The positive influence of ethical behavior needs to be felt in the pulpit. I struggle with what I call ecclesiastical dishonesty. This is an ethical issue. I see so much arrogance and ego in ministry today. It is as though we have replaced “thus saith the Lord,” or “to Him be glory and honor,” “with listen to me, hear me, buy my books, buy my tapes, and you will learn anything and everything you need to know about life.”

We make a mistake when we put spiritual leaders on pedestals so people almost bow at their shrine rather than at the Cross. I see pastors young and old abdicating study, prayer, commitment, and devotion to embrace a book, a tape, or a paradigm. This harms their own spiritual development and the spiritual development of their congregations.

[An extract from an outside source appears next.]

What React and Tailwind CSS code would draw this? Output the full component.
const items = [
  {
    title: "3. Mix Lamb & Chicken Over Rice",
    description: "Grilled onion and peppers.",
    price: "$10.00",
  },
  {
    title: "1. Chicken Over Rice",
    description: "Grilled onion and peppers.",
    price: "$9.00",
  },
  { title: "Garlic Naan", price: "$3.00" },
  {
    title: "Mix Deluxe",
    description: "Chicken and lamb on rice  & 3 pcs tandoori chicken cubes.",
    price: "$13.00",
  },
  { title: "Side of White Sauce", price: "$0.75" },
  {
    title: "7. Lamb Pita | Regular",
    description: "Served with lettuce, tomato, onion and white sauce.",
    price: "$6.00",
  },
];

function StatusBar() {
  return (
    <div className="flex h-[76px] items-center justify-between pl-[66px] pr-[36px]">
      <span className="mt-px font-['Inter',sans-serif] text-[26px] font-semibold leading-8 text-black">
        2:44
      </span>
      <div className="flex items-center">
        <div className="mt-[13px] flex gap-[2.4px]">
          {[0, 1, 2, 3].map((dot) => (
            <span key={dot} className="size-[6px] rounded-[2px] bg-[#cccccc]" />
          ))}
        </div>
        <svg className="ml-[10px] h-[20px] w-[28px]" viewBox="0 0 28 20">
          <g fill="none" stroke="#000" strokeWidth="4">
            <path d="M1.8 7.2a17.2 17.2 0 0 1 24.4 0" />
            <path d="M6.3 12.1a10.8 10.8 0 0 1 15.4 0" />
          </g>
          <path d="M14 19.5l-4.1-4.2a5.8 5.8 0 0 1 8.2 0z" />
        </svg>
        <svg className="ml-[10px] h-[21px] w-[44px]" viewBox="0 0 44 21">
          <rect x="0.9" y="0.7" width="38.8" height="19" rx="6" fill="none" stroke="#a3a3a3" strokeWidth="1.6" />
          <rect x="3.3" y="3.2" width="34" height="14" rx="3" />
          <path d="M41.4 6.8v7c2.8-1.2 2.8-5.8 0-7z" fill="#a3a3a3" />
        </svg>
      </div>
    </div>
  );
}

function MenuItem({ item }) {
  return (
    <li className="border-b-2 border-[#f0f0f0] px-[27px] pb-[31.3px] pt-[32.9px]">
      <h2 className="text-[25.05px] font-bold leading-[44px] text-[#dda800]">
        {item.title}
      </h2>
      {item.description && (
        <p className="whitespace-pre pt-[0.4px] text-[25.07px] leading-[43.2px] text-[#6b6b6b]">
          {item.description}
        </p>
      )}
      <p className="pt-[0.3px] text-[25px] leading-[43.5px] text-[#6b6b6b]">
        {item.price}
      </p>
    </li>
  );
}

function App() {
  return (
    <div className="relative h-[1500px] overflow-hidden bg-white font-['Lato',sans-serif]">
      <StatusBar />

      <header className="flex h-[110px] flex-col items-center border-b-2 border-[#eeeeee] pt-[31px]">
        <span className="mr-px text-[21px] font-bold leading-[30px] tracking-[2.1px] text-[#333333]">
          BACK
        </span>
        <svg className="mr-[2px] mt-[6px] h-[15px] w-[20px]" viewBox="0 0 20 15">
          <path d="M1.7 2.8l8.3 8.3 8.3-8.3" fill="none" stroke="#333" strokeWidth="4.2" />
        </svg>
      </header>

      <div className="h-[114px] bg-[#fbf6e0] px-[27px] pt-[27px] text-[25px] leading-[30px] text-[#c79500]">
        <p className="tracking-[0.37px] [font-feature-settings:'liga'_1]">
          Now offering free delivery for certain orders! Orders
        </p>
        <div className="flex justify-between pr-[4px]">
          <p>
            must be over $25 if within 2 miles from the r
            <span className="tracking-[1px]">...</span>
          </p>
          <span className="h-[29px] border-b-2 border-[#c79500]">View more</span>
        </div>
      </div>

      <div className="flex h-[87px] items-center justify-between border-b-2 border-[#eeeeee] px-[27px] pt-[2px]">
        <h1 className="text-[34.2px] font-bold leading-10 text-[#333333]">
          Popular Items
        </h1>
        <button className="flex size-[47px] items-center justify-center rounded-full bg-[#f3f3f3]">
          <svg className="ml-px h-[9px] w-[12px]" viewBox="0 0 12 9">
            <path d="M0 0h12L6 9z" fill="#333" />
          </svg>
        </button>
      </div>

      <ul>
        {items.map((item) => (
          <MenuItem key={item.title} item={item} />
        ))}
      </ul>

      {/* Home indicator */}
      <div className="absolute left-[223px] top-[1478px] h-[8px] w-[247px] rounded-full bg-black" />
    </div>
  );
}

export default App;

How Can We Diminish Individualism In Our Own Life And Congregation Without Negating Our Personal Relationship With God?

London: Men and women should not be falsely humble. There is nothing uglier than that. But every day we need to pray, “Not my will, but Thine be done.” We need to begin our day asking, “What would Jesus do?”

The Scripture I pray is that I would become less and He would become more (John 3:30). We must come to a place where we preach with transparency and confessionally. We need to help people realize we are not superhuman. We are human vessels that God has chosen. Jeremiah said that we are cracked pots that God must mold and make into instruments of His service. If people see us as haughty, selfish, or rude (1 Corinthians 13), we need to be reminded of it and let God continue to mold us. We cannot get to a place in our life where we take the place of God or the Holy Spirit in someone’s life. We are vessels. When a vessel is God’s vessel, it is to be used the way our Lord would want it to be.

What Words Of Encouragement Or Admonition Do You Have As We Close This Interview?

London: When I was called into ministry there was a childlikeness about it. There was a giddy excitement about the fact God would choose me. I am just a vessel that many people looked at and thought how could any good thing come from that. But God saw something in me that had value, worth, and could be used. In those youthful days of my call God knew my enthusiasm, sincerity, sensitivity, and intimacy with Him. Those feelings and emotions can be lost. Ministry is tough, demanding, and many times unfair. We can become calloused, jaundiced, selfish, and self-protecting to the point we care more about our own success and security than we do about the message God originally called us to preach.

If I could do it over again, I would go back and recapture some of that childlike innocency that once was so relevant. I would try to take away the trappings of prestige, power, position, and placement and become like Paul, who cried out when his heart was strangely warmed, “O God, here am I. I am not worthy, but use me however You want to use me. I will do whatever You ask me to do.”